20th November 2012
An Italian American Story – Susan D’Angelo Mannino
On the 25th October 2012 the Italian American Museum in Manhattan’s Little Italy played host to a book presentation and signing of ‘An Italian American Story’ by the talented author Susan D’Angelo Mannino. This personal memoir takes us on a journey through the generations of the author’s family from Northern Africa in 1943 all the way through to modern day Queens in New York City.
This book is promoted as being accessible to ‘every generation of Italian Americans’ and I agree that readers of any age could not fail to be drawn into the emotions of this powerful story. Anybody who has Italian family or who has even spent time with Italians can find a character or episode that they relate to. The introduction of the book takes us to 2006 when Italy beat France 5-3 in the World Cup and I was taken back in an instant to my own celebrations that day. I believe that anybody connected to Italy can remember exactly where they were for this exciting occasion and this immediately makes the reader feel part of this journey down memory lane.
The sequence of events that brought together the author’s family are extraordinary and give the sense that it was truly ‘la forza del destino’, or the force of destiny, that brought Mrs D’Angelo Mannino’s parents together. The first chapter that takes us on the journey of the author’s Grandparents from Northern Africa to Sicily during World War II actually feels like a fictional novel as the events are so compelling. When I was then reminded on the following pages that this is actually someone’s true life story I felt an immediate compassion and bond for the family in the book. This feeling of empathy continues through to the end of the book and I laughed out loud on several occasions and was even moved to tears by the central story of the Sicilian patriarch Giovan Battista D’Angelo.
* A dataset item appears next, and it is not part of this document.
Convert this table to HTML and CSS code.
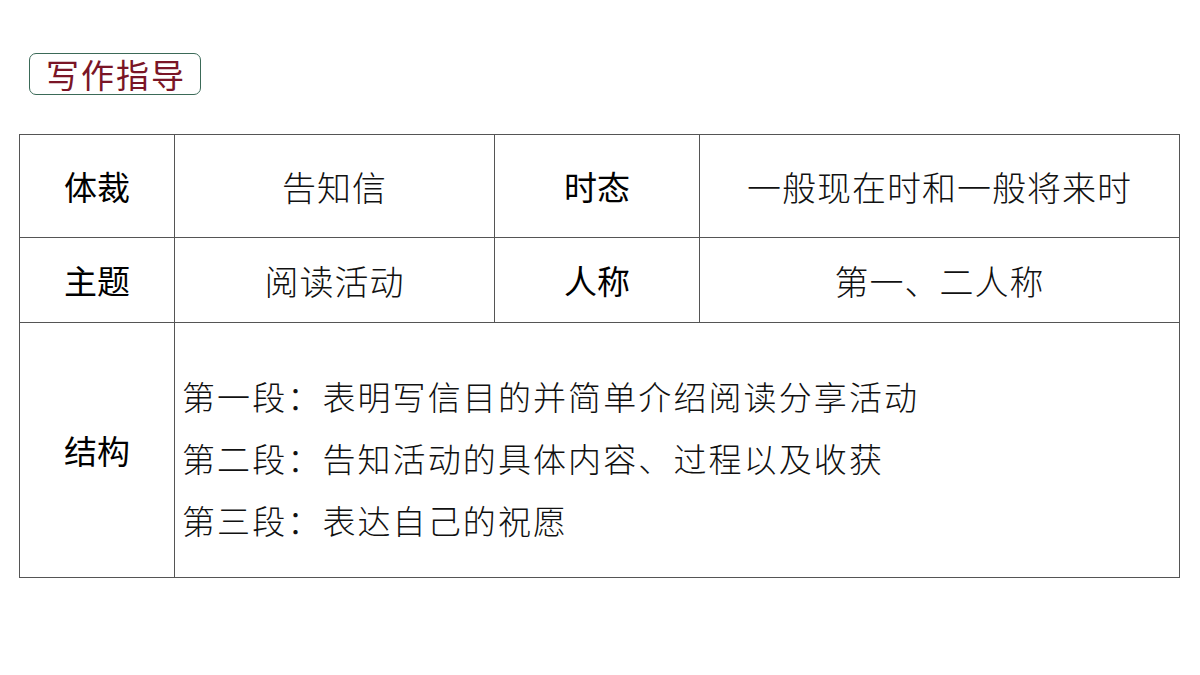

I was amused by how much the dynamics of the relationships within this typical Sicilian-American family in the 1970s and 80s relate to families in modern-day Sicily. In one episode we are told how the author is woken everyday by a phone call from her Mother telling her to make sure that she takes her brother his morning coffee in time so that he isn’t late for work. This reminded me of many recent occasions when Sicilian women of my acquaintance get up at 5am just to make sure that their husbands get their morning espresso before heading off to work. Another example is how this same brother is allowed out by his parents without an early curfew unlike his sister who has to be back by ten o’clock even in her later teen years. I know many Sicilian girls who even now are only allowed out if accompanied by their brothers. It is episodes like this throughout the book that make the book completely relatable to the reader, and actually give hope to the thousands of Sicilian girls currently going though their own Father-Daughter experiences!
I would thoroughly recommend ‘An Italian American Story’ to anybody with an Italian family or even with an interest in the Italian way of life. Within this book we are shown lesser known idiosyncrasies of the Italian culture along with the better known aspects such as coming together for meatballs and pasta on Sunday!
Susan D’Angelo Mannino is also the author of two children’s books and is the co-author of a soon to be released historical fiction novel entitled Life is a Great Game, written together with Salvatore Cottone. This novel is based on a real sporting event that takes place in Sicily during World War II surrounded by an intriguing fictional story involving the history, the politics, and the Mafia in that time period. It also shows the poignant portrayal of Sicilian-American civilians and soldiers and their double loyalty between their love for Sicily and their appreciation of America.